Scepticism plays an important part in J.C.J. van der Heyden's life. It generates a degree of intelligence in his work. When he looks at his paintings or objects a few days after making them, they all evoke a number of antitheses which set him off on a variety of courses. It has nothing to do with capriciousness - despite what some people say.

His studio demonstrates this quite clearly; a place of reflections and intriguing duplications. It is a small room, in which all the objects stand and hang close together. It is easy to see how they are related. A big painting, a blue border on a white ground, next to it or diagonally opposite the same motif - but very small.
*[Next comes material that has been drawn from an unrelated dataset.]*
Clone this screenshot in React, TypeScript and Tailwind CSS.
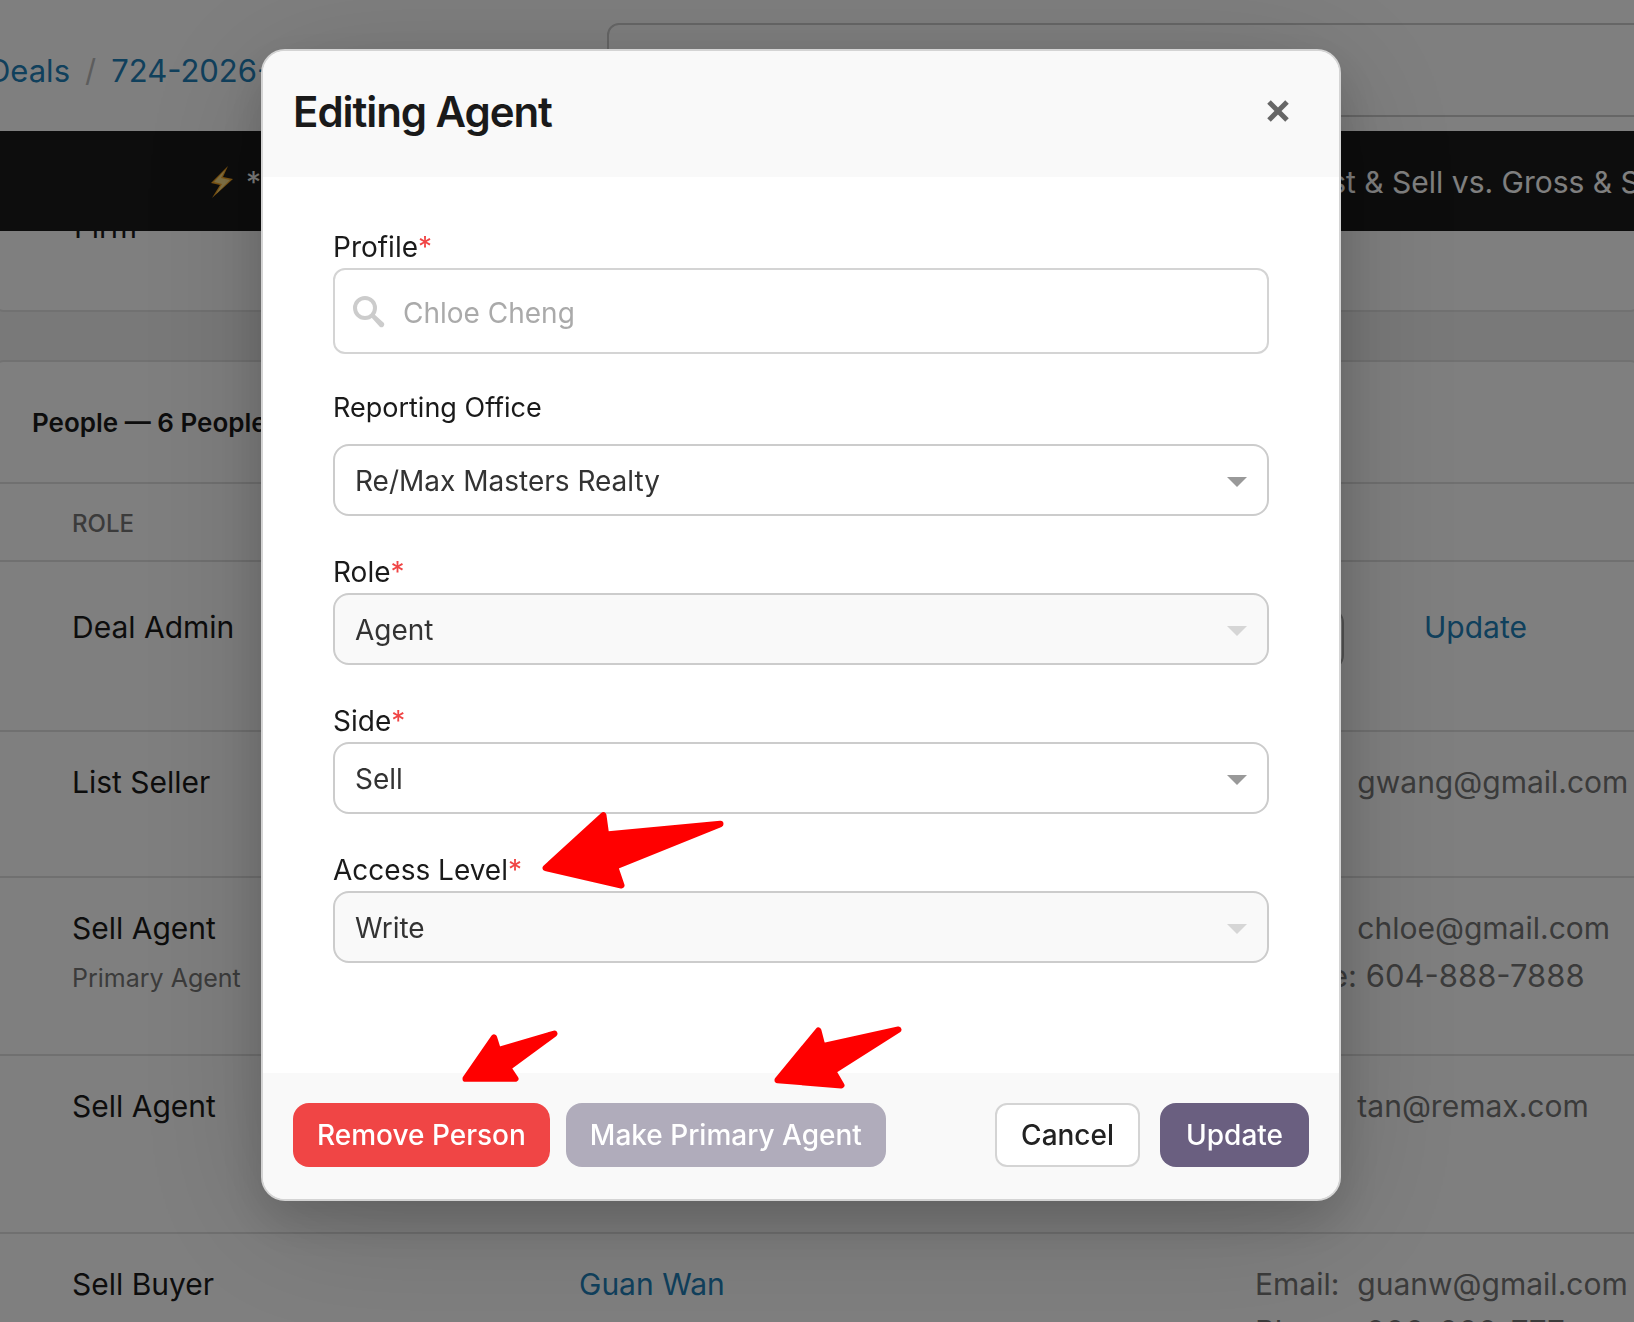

Nearby, a mirror which at a certain angle changes the proportions of the two paintings: the small one looks bigger and the big one smaller. Van der Heyden, when you visit him in his studio, gives you the feeling that he spends hours gazing at that mirror (or other mirrors). That's how he discovered that images can be manipulated, and that's how he found out that he had to be sceptical about their constancy - and that their intelligence dwelt in their changebility. For someone who, like everyone of that generation, started off as an expressionist, this is a tremendous discovery: that the painting need not to be an explosion, stuck firmly to the canvas - but that it can be done coolly, changed, tirned, enlarged, diminished, made higher or narrower. It has nothing to do with style or handwriting, for the painting does not really exist; it is a manifestation of a procedure - real or mirrored.

I first visited J.C.J. van der Heyden's studio in Den Bosch in 1963. I had visited artists before - Cees Buurman and Jan Maaskant, who I knew in Leiden, but their studios were workshops. J.C.J. van der Heyden's one was a construction which mirrored the construction of his works: a cabinet of constructions. This is all hindsight; at the time I probably didn't understand.

The interesting thing is that what we saw in Van der Heyden's studio that day in Den Bosch was happening all over the world just then. The work of art as a form to be intellectually manipulated - the form regardless of 'ordinary' reality. At that moment, in 1963, Luciano Fabro was working in Milan, Penck in Dresden, Buren in Paris, Polke in Dusseldorf and Donald Judd in New York. They were not yet acquainted.